Interestingly, which team is played does not factor in the item. For this item, a road win is more valuable than a home win, regardless of who you are playing. A victory counts +1.4 on the road, +1 on a neutral court, and +.6 at home. Losses will count -.6 on the road, -1 on the neutral court, and -1.4 at home. So if you are going to play a cupcake make sure it is a D1 team and do it on the road, it counts more. Scoring margin: remember when BCS models included “style points” and a team would run up the score to look better, well it is back to a point, actually to 10 points. Win big, and it helps, however, all double-digit wins are the same as the points are capped at 10. This also is a big predictive model. Gavin relayed “Ten was the number that was the most optimal to getting the most level of accuracy without going so far that we started to influence the behavior of coaches. In other words, the NCAA doesn’t like when teams pour it on just improve the chances of getting into the NCAA tournament. Does Utah State football putting up 50 points in the first half consistently and then pulling their quarterback for the second half, but not being ranked in the top 25, sound familiar? Overtimes games are given special treatment, the winning team is automatically assigned a +1 score and the losing side -1 score no matter what the final score is. This is to show that at the end of 40 minutes it was a close game and not penalize a team who loses in overtime after being tied at the end of the regulation game.
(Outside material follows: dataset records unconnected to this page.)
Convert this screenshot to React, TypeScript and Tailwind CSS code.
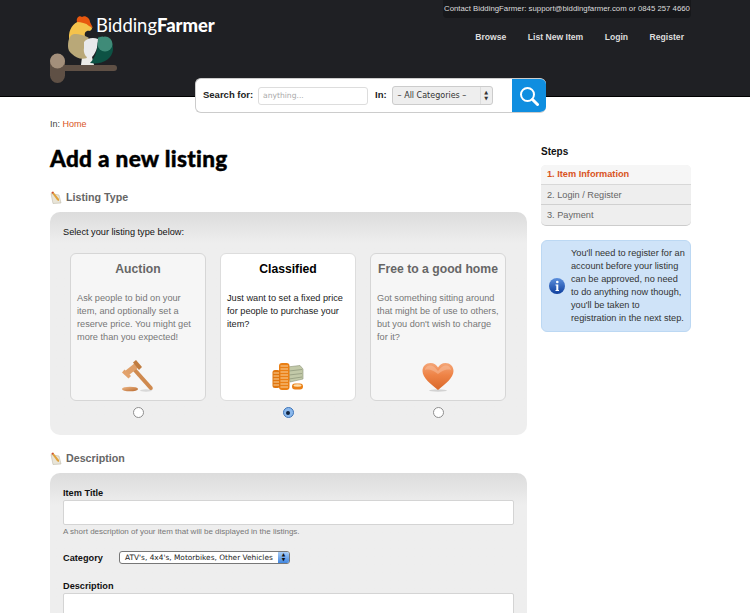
const Logo = () => (
  <svg width="72" height="74" viewBox="48 10 72 74" className="shrink-0">
    <rect x="58" y="63" width="59" height="6" rx="3" fill="#5f5045" />
    <rect x="50" y="52" width="15" height="29" rx="7.5" fill="#5f5045" />
    <circle cx="57.5" cy="59" r="7.5" fill="#a38f7b" />
    <path d="M82 55 L92 55 L94 63 L81 63 Z" fill="#ecebe8" />
    <path d="M69 33 C70 24 76 18 84 19 C89 20 92 24 92 27 L90 29 C86 28 84 31 85 34 L76 40 L69 40 Z" fill="#f4c34c" />
    <path d="M77 20 C76 16 79 13 82 15 C85 13 90 16 90 20 L93 26 L89 24 C86 21 81 20 77 20 Z" fill="#e8580f" />
    <path d="M68 44 C68 37 70 33 74 32 C80 32 86 34 89 36 C84 40 84 48 87 56 C82 58 76 56 72 52 C69 50 68 47 68 44 Z" fill="#b9a878" />
    <path d="M84 40 C87 36 93 35 98 37 C98 45 96 52 90 57 C86 56 83 51 84 46 Z" fill="#e9eaec" />
    <path d="M98 35 C107 33 114 40 113 48 C112 57 102 63 90 61 C96 55 98 47 98 35 Z" fill="#0d5244" />
    <circle cx="105" cy="42" r="7.5" fill="#3f8b78" />
    <path d="M98 36 A8 8 0 0 1 103 34.5 L99 47 Z" fill="#3f8b78" />
  </svg>
);

const Pencil = () => (
  <svg width="12" height="13" viewBox="0 0 12 13" className="shrink-0">
    <path d="M1 2.5 L9 4 L11 12 L3 12.5 Z" fill="#e9e5d8" stroke="#b7b1a0" strokeWidth="0.5" />
    <path d="M1.5 1.5 L3 0.5 L9 8 L9 10 L7.2 9.2 Z" fill="#e0a23c" />
    <path d="M1.5 1.5 L3 0.5 L3.8 1.5 L2.2 2.7 Z" fill="#c9483a" />
  </svg>
);

const Gavel = () => (
  <svg width="32" height="32" viewBox="0 0 32 32">
    <defs>
      <linearGradient id="gv" x1="0" y1="0" x2="1" y2="1">
        <stop offset="0" stopColor="#eeb98a" />
        <stop offset="1" stopColor="#b9692c" />
      </linearGradient>
    </defs>
    <ellipse cx="24" cy="30.5" rx="6" ry="1.2" fill="#d8d8d8" />
    <ellipse cx="8" cy="29" rx="8" ry="2.3" fill="url(#gv)" />
    <path d="M11 11 L14 8.5 L30.5 27 C31.5 29.5 29.5 31 27.5 29.5 Z" fill="#cf8a4f" />
    <path d="M3 11 L13 3 L17 7 L7 15 Z" fill="#dfa06a" />
    <path d="M11 2.5 L14 0 L20 7 L17 10 Z" fill="#c07c40" />
    <path d="M0 12.5 L2.5 9.5 L9 16 L6.5 18.5 Z" fill="#e2a26c" />
  </svg>
);

const Coins = () => (
  <svg width="32" height="30" viewBox="0 0 32 30">
    <path d="M15 5 L28 3.5 L31 7 L31 17 L18 20 Z" fill="#c2c9a8" stroke="#8b9478" strokeWidth="0.6" />
    <path d="M17 9 L30 7.5 M17 13 L30 11.5 M17 17 L30 15" stroke="#8b9478" strokeWidth="0.7" />
    <rect x="7" y="1" width="10.5" height="27" rx="3" fill="#ea7f14" />
    <path d="M8.5 4 H16 M8.5 7 H16 M8.5 10 H16 M8.5 13 H16 M8.5 16 H16 M8.5 19 H16 M8.5 22 H16 M8.5 25 H16" stroke="#fbd29c" strokeWidth="1" />
    <rect x="0.5" y="8" width="7.5" height="18" rx="2.5" fill="#e0760f" />
    <path d="M1.5 11 H7 M1.5 14 H7 M1.5 17 H7 M1.5 20 H7 M1.5 23 H7" stroke="#fbd29c" strokeWidth="1" />
    <rect x="20" y="21.5" width="11" height="6" rx="3" fill="#ea7f14" />
    <ellipse cx="25.5" cy="23.5" rx="4" ry="1.2" fill="#fde0b0" />
  </svg>
);

const Heart = () => (
  <svg width="32" height="30" viewBox="0 0 32 30">
    <defs>
      <linearGradient id="ht" x1="0" y1="0" x2="0" y2="1">
        <stop offset="0" stopColor="#f4a678" />
        <stop offset="0.45" stopColor="#ee8346" />
        <stop offset="1" stopColor="#d9682a" />
      </linearGradient>
    </defs>
    <ellipse cx="16" cy="28.5" rx="9" ry="1.2" fill="#d2d2d2" />
    <path d="M16 28 C9 22 0.5 16 0.5 9 C0.5 4 4 1 8.5 1 C12 1 14.5 3 16 5.5 C17.5 3 20 1 23.5 1 C28 1 31.5 4 31.5 9 C31.5 16 23 22 16 28 Z" fill="url(#ht)" />
    <path d="M3 8 C3 5 6 3 9 3.5 C12 4 14 6.5 16 9 C18 6.5 20 4 23 3.5 C26 3 29 5 29 8 C25 6.5 20 9 16 12 C12 9 7 6.5 3 8 Z" fill="#f7bd9a" opacity="0.55" />
  </svg>
);

const Radio = ({ on }: { on?: boolean }) =>
  on ? (
    <span className="flex h-[11px] w-[11px] items-center justify-center rounded-full border border-[#3f74b8] bg-[#8ab8ec]">
      <span className="block h-[4px] w-[4px] rounded-full bg-[#10233f]" />
    </span>
  ) : (
    <span className="block h-[11px] w-[11px] rounded-full border-[1.5px] border-[#8e8e8e] bg-white" />
  );

const cards = [
  {
    title: "Auction",
    text: "Ask people to bid on your item, and optionally set a reserve price. You might get more than you expected!",
    icon: <Gavel />,
  },
  {
    title: "Classified",
    text: "Just want to set a fixed price for people to purchase your item?",
    icon: <Coins />,
    active: true,
  },
  {
    title: "Free to a good home",
    text: "Got something sitting around that might be of use to others, but you don't wish to charge for it?",
    icon: <Heart />,
  },
];

export default function App() {
  return (
    <div className="h-[613px] w-[750px] overflow-hidden bg-white font-['Liberation_Sans',Arial,sans-serif] text-[9.2px] text-[#222]">
      <header className="flex h-[97px] border-b border-black bg-[#1f2024] pl-[48px] pr-[59px]">
        <div className="flex items-start pt-[12px]">
          <Logo />
          <span className="-ml-[24px] mt-[1px] font-['Lato',sans-serif] text-[18.4px] leading-[24px] text-white">
            Bidding<b className="font-black">Farmer</b>
          </span>
        </div>
        <div className="ml-auto flex flex-col items-end">
          <div className="flex h-[18px] w-[248px] items-center justify-center whitespace-nowrap rounded-b-[4px] bg-[#17181b] text-[7.8px] text-[#ddd]">
            Contact BiddingFarmer: support@biddingfarmer.com or 0845 257 4660
          </div>
          <nav className="mr-[7px] mt-[13px] flex gap-[21.5px] text-[8.6px] font-bold text-[#ddd]">
            <span>Browse</span>
            <span>List New Item</span>
            <span>Login</span>
            <span>Register</span>
          </nav>
        </div>
      </header>

      <div className="relative z-10 ml-[195px] -mt-[19px] flex h-[35px] w-[351px] overflow-hidden rounded-[6px] border border-r-0 border-[#ccc] bg-white">
        <div className="flex flex-1 items-center pl-[7px]">
          <span className="w-[55px] shrink-0 whitespace-nowrap text-[9.5px] font-bold text-[#222]">Search for:</span>
          <span className="flex h-[18px] w-[110px] items-center rounded-[3px] border border-[#ddd] pl-[4px] font-['DejaVu_Sans',sans-serif] text-[7.6px] text-[#aaa]">
            anything...
          </span>
          <span className="ml-[7px] text-[9.5px] font-bold text-[#222]">In:</span>
          <span className="ml-[5px] flex h-[19px] w-[101px] items-center rounded-[3px] border border-[#ccc] bg-[#eee] font-['DejaVu_Sans',sans-serif] text-[8px] text-[#333]">
            <span className="flex-1 whitespace-nowrap pl-[5px]">– All Categories –</span>
            <span className="flex h-full w-[12px] flex-col items-center justify-center gap-[1px] border-l border-[#ddd] text-[5px] leading-[5px]">
              <span>▲</span>
              <span>▼</span>
            </span>
          </span>
        </div>
        <div className="flex w-[34px] items-center justify-center bg-[#0f8ee0]">
          <svg width="20" height="20" viewBox="0 0 20 20" fill="none" stroke="white">
            <circle cx="8.5" cy="8.5" r="6.5" strokeWidth="2" />
            <path d="M13.5 13.5 L18.5 18.5" strokeWidth="3" strokeLinecap="round" />
          </svg>
        </div>
      </div>

      <div className="mt-[5px] flex gap-[14px] pl-[50px]">
        <main className="w-[477px]">
          <p className="text-[9px] leading-[12px] text-[#444]">
            In: <span className="text-[#d9541e]">Home</span>
          </p>
          <h1 className="mt-[16px] font-['Lato',sans-serif] text-[22.6px] font-black leading-[26px] tracking-[0.3px] text-black [-webkit-text-stroke:0.4px_black]">
            Add a new listing
          </h1>

          <h2 className="mt-[18px] flex items-center gap-[4px] text-[10.7px] font-bold leading-[14px] text-[#666]">
            <Pencil /> Listing Type
          </h2>
          <section className="mt-[8px] h-[223px] rounded-[10px] bg-gradient-to-b from-[#dcdcdc] to-[#eeeeee] to-[14%] px-[13px] pt-[14px]">
            <p className="leading-[12px] text-[#111]">Select your listing type below:</p>
            <div className="ml-[7px] mt-[15px] flex gap-[14px]">
              {cards.map((c) => (
                <div key={c.title} className="flex w-[136px] flex-col items-center">
                  <div
                    className={
                      c.active
                        ? "flex h-[148px] w-full flex-col rounded-[6px] border border-[#ddd] bg-white px-[6px] text-[#222]"
                        : "flex h-[148px] w-full flex-col rounded-[6px] border border-[#d6d6d6] bg-[#f6f6f6] px-[6px] text-[#777]"
                    }
                  >
                    <h3
                      className={
                        c.active
                          ? "mt-[8px] whitespace-nowrap text-center text-[12.2px] font-bold leading-[14px] text-black"
                          : "mt-[8px] whitespace-nowrap text-center text-[12.2px] font-bold leading-[14px] text-[#666]"
                      }
                    >
                      {c.title}
                    </h3>
                    <p className="mt-[16px] text-[9.2px] leading-[13px]">{c.text}</p>
                    <div className="mb-[8px] mt-auto flex justify-center">{c.icon}</div>
                  </div>
                  <div className="mt-[6px]">
                    <Radio on={c.active} />
                  </div>
                </div>
              ))}
            </div>
          </section>

          <h2 className="mt-[16px] flex items-center gap-[4px] text-[10.7px] font-bold leading-[14px] text-[#666]">
            <Pencil /> Description
          </h2>
          <section className="mt-[8px] h-[200px] rounded-[10px] bg-gradient-to-b from-[#dcdcdc] to-[#eeeeee] to-[16%] px-[13px] pt-[14px]">
            <label className="block text-[9.2px] font-bold leading-[12px] text-[#111]">Item Title</label>
            <div className="mt-[1px] h-[25px] w-[451px] rounded-[2px] border border-[#d4d4d4] bg-white" />
            <p className="mt-[2px] text-[8px] leading-[10px] text-[#777]">
              A short description of your item that will be displayed in the listings.
            </p>
            <div className="mt-[14px] flex items-center">
              <label className="w-[56px] text-[9.2px] font-bold leading-[12px] text-[#111]">Category</label>
              <span className="flex h-[13px] w-[171px] items-center overflow-hidden rounded-[3px] border border-[#777] bg-white font-['DejaVu_Sans',sans-serif] text-[7.4px] text-[#222]">
                <span className="flex-1 whitespace-nowrap pl-[5px]">ATV's, 4x4's, Motorbikes, Other Vehicles</span>
                <span className="flex h-full w-[11px] flex-col items-center justify-center bg-gradient-to-b from-[#a9cdf5] to-[#3f86e0] text-[4.5px] leading-[4.5px] text-[#111]">
                  <span>▲</span>
                  <span>▼</span>
                </span>
              </span>
            </div>
            <label className="mt-[16px] block text-[9.2px] font-bold leading-[12px] text-[#111]">Description</label>
            <div className="mt-[1px] h-[60px] w-[451px] rounded-[2px] border border-[#d4d4d4] bg-white" />
          </section>
        </main>

        <aside className="mt-[28px] w-[150px]">
          <h4 className="text-[10px] font-bold leading-[12px] text-[#111]">Steps</h4>
          <ol className="mt-[7px] overflow-hidden rounded-[5px] border-b border-[#ccc] bg-[#eee] text-[9.2px] text-[#666]">
            <li className="flex h-[20px] items-center border-b border-[#d8d8d8] bg-[#f6f6f6] pl-[6px] font-bold text-[#d9541e]">
              1. Item Information
            </li>
            <li className="flex h-[20px] items-center border-b border-[#d0d0d0] pl-[6px] pt-[2px]">2. Login / Register</li>
            <li className="flex h-[20px] items-center pl-[6px] pt-[2px]">3. Payment</li>
          </ol>
          <div className="mt-[14px] flex h-[92px] items-center rounded-[6px] border border-[#bcd8f3] bg-[#cfe3f8] pl-[7px] text-[9.2px] leading-[13px] text-[#333]">
            <svg width="16" height="16" viewBox="0 0 16 16" className="shrink-0">
              <defs>
                <linearGradient id="inf" x1="0" y1="0" x2="0" y2="1">
                  <stop offset="0" stopColor="#5c8fdc" />
                  <stop offset="1" stopColor="#0f3f9e" />
                </linearGradient>
              </defs>
              <circle cx="8" cy="8" r="8" fill="url(#inf)" />
              <circle cx="8.3" cy="4" r="1.3" fill="white" />
              <path d="M6.5 6.5 H9.3 V12 H10 V13 H6.5 V12 H7.3 V7.5 H6.5 Z" fill="white" />
            </svg>
            <p className="ml-[6px] w-[118px]">
              You'll need to register for an
              <br />
              account before your listing
              <br />
              can be approved, no need
              <br />
              to do anything now though,
              <br />
              you'll be taken to
              <br />
              registration in the next step.
            </p>
          </div>
        </aside>
      </div>
    </div>
  );
}
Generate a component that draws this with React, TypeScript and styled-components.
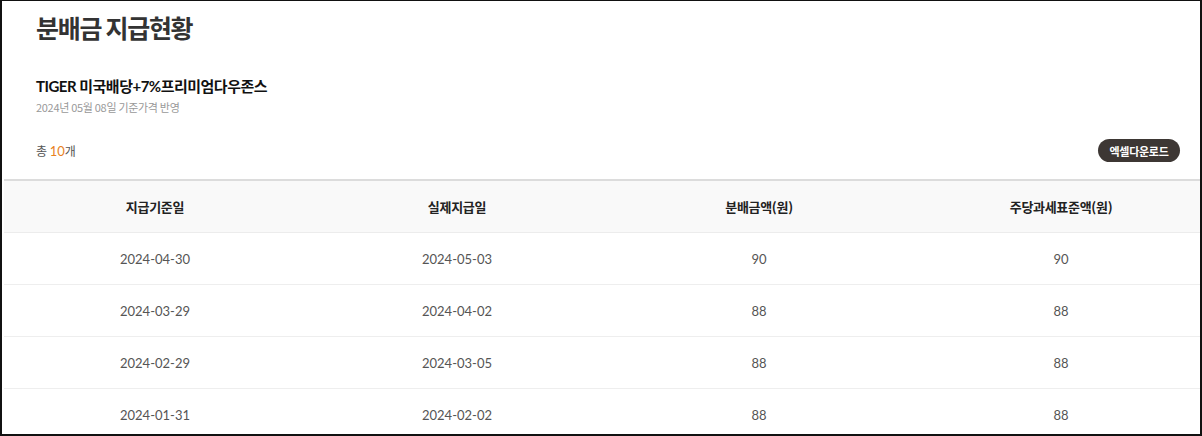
import React from 'react';
import styled, {createGlobalStyle} from 'styled-components';

const GlobalStyle = createGlobalStyle`
    html, body {
        margin: 0;
        padding: 0;
        background: #fff;
    }
    body {
        font-family: "Lato", "Noto Sans CJK KR", sans-serif;
    }
`

const Frame = styled.div`
    box-sizing: border-box;
    width: 1202px;
    height: 436px;
    border: 2px solid #111;
    border-top-width: 1px;
    border-bottom-width: 2px;
    overflow: hidden;
    background: #fff;
`

const Head = styled.div`
    padding: 9px 20px 0 34px;
`

const Title = styled.h2`
    margin: 0;
    font-family: "Noto Sans CJK KR", sans-serif;
    font-size: 25px;
    line-height: 34px;
    font-weight: 700;
    color: #333;
    letter-spacing: -1.3px;
`

const FundName = styled.div`
    margin-top: 32px;
    font-family: "Lato", "Noto Sans CJK KR", sans-serif;
    font-size: 15px;
    line-height: 20px;
    font-weight: 700;
    color: #111;
    letter-spacing: -0.5px;
`

const BaseDate = styled.div`
    margin-top: 3px;
    font-family: "Noto Sans CJK KR", sans-serif;
    font-size: 11px;
    line-height: 16px;
    color: #999;
    letter-spacing: -0.3px;
`

const CountRow = styled.div`
    display: flex;
    align-items: center;
    justify-content: space-between;
    height: 23px;
    margin-top: 24px;
    margin-bottom: 17px;
`

const Count = styled.div`
    font-family: "Noto Sans CJK KR", sans-serif;
    font-size: 12px;
    color: #555;
    em {
        font-style: normal;
        font-family: "Lato", sans-serif;
        font-size: 13px;
        color: #e8821e;
    }
`

const ExcelButton = styled.button`
    height: 23px;
    width: 82px;
    padding: 0;
    border: none;
    border-radius: 12px;
    background: #3d3734;
    color: #fff;
    font-family: "Noto Sans CJK KR", sans-serif;
    font-size: 11px;
    font-weight: 700;
    letter-spacing: -0.3px;
    cursor: pointer;
`

const TableWrap = styled.div`
    margin-left: 2px;
`

const Table = styled.table`
    width: 1208px;
    border-collapse: collapse;
    table-layout: fixed;
    border-top: 2px solid #dcdcdc;
`

const Th = styled.th`
    height: 51px;
    padding: 0;
    background: #f9f9f9;
    border-bottom: 1px solid #ececec;
    font-family: "Noto Sans CJK KR", sans-serif;
    font-size: 13px;
    font-weight: 700;
    color: #222;
    text-align: center;
    letter-spacing: -0.3px;
`

const Td = styled.td`
    height: 51px;
    padding: 0;
    border-bottom: 1px solid #eeeeee;
    font-family: "Lato", sans-serif;
    font-size: 13px;
    color: #555;
    text-align: center;
`

type Payout = {
    baseDate: string;
    payDate: string;
    amount: number;
    taxBase: number;
}

const rows: Payout[] = [
    {baseDate: '2024-04-30', payDate: '2024-05-03', amount: 90, taxBase: 90},
    {baseDate: '2024-03-29', payDate: '2024-04-02', amount: 88, taxBase: 88},
    {baseDate: '2024-02-29', payDate: '2024-03-05', amount: 88, taxBase: 88},
    {baseDate: '2024-01-31', payDate: '2024-02-02', amount: 88, taxBase: 88},
]

export default function App() {
    return (
        <>
            <GlobalStyle />
            <Frame>
                <Head>
                    <Title>분배금 지급현황</Title>
                    <FundName>TIGER 미국배당+7%프리미엄다우존스</FundName>
                    <BaseDate>2024년 05월 08일 기준가격 반영</BaseDate>
                    <CountRow>
                        <Count>총 <em>10</em>개</Count>
                        <ExcelButton>엑셀다운로드</ExcelButton>
                    </CountRow>
                </Head>
                <TableWrap>
                    <Table>
                        <thead>
                            <tr>
                                <Th>지급기준일</Th>
                                <Th>실제지급일</Th>
                                <Th>분배금액(원)</Th>
                                <Th>주당과세표준액(원)</Th>
                            </tr>
                        </thead>
                        <tbody>
                            {rows.map(r => (
                                <tr key={r.baseDate}>
                                    <Td>{r.baseDate}</Td>
                                    <Td>{r.payDate}</Td>
                                    <Td>{r.amount}</Td>
                                    <Td>{r.taxBase}</Td>
                                </tr>
                            ))}
                        </tbody>
                    </Table>
                </TableWrap>
            </Frame>
        </>
    );
}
Will it help select and seed the best teams for the tournament? Who knows, but probably not. The football committee only has to select 4 teams, and there are always disagreements, choosing 68 schools, many of which are not in the top 68 due to receiving an automatic bid for winning conference tournaments, is not going please everyone. But how did the first rankings turn out? Interesting would be an understatement: Ohio State was No 1 and Kentucky was 61 st, Nevada was 13th, USU 37th, Fresno State 64th, and San Diego State 96th. The issue was the human AP poll had Kentucky 10th and Ohio State 16th. Remember, this is a predictive-learning tool. The more games are played, and the more data is given, the more the “accurate” the model can be as it learns which situation is more realistic. With more data, the most recent model had Virginia, Gonzaga, Michigan, and Duke top 4. Ohio State was 26th, with Nevada 9th, Utah State 16th, and San Diego State 45th. Is this model accurate? Will the Mountain West have 3 teams in the tournament? Will Nevada be a 3 seed and Utah State a 5th? Or will the NCAA committee ignore the data from their predictive-learning model and choose the big boy schools?